И теперь, когда возвращеніе къ истинному пониманію долга, мысленное повтореніе вѣрноподданнической присяги, проникновеніе этимъ сознаніемъ всѣхъ нашихъ помысловъ и дѣйствій, является первѣйшей задачей нынѣшняго времени, благороднѣйшій образъ Державнаго рыцаря долга долженъ всегда стоять передъ начинающими одумываться русскими людьми.

Понятно, поэтому, волненіе во враждебныхъ кругахъ. Живымъ, — во что лично вѣрю, или мертвымъ, но Императоръ Николай II духовно воскресаетъ и , чтя Его Россія, получитъ силы для своего возрожденія…

Снова заскрипѣли перья хулителей. Спѣшно, стараніями іудейки «графини» Матильды Витте выпускаются евреемъ же Гессеномъ, даже ранѣе указаннаго въ завѣщаніи срока, воспоминанія ея «достойнаго» мужа; усерднѣйшаго слуги масоновъ.  Немановъ въ «Голосѣ . . . Россіи» (!) и Набоковъ въ «Рулѣ» стараются выдержками изъ этихъ мемуаровъ ознакомить1 большее число читателей съ низкою клеветою слуги на изгнавшаго его Господина.

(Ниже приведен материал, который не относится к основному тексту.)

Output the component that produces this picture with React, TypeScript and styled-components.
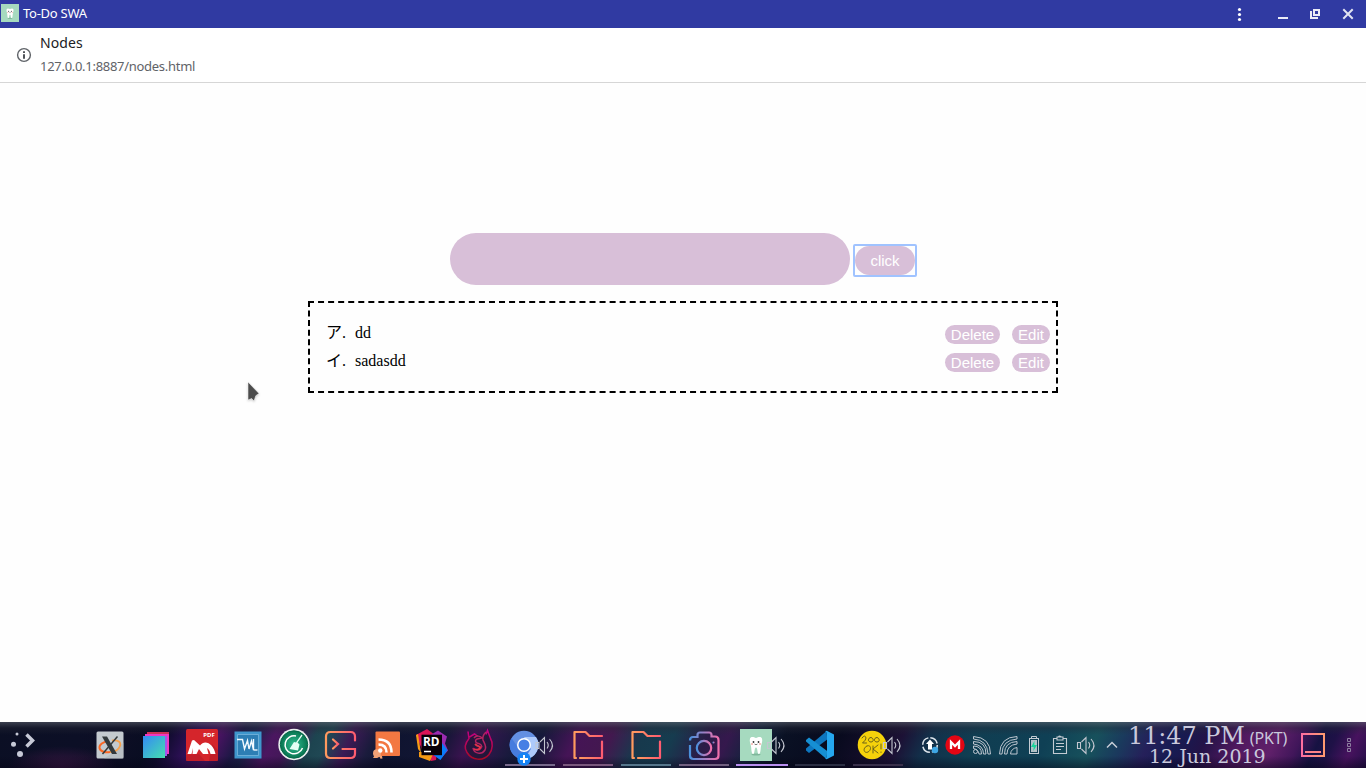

Пишите, пишите, пока масоны тратятъ еще деньги на безполезное дѣло…. Съ вами все равно будетъ лишь кучка интеллигентовъ и тѣ ренегаты, которымъ остается только продолжать нападать на благодѣтельствовавшаго имъ раньше Монарха…

Съ нами же чтущими своего Государя неизбѣжно объединится весь русскій народъ.

Правда всегда побѣдитъ кривду, крестъ восторжествуетъ надъ приспѣшниками князя тьмы. Послѣднимъ все равно, подобно Юліану Отступнику прійдется, въ концѣ концовъ, воскликнуть «Ты побѣдилъ Галилеянинъ».

21 ноября. ст. ст. Н. Тальбѳргъ

Введеніе во Храмъ Пресвятой Богородицы.

 

„ДВУГЛАВЫЙ ОРЕЛЪ”, 1 (14) ДЕКАБРЯ 1921 г., 21 выпуск.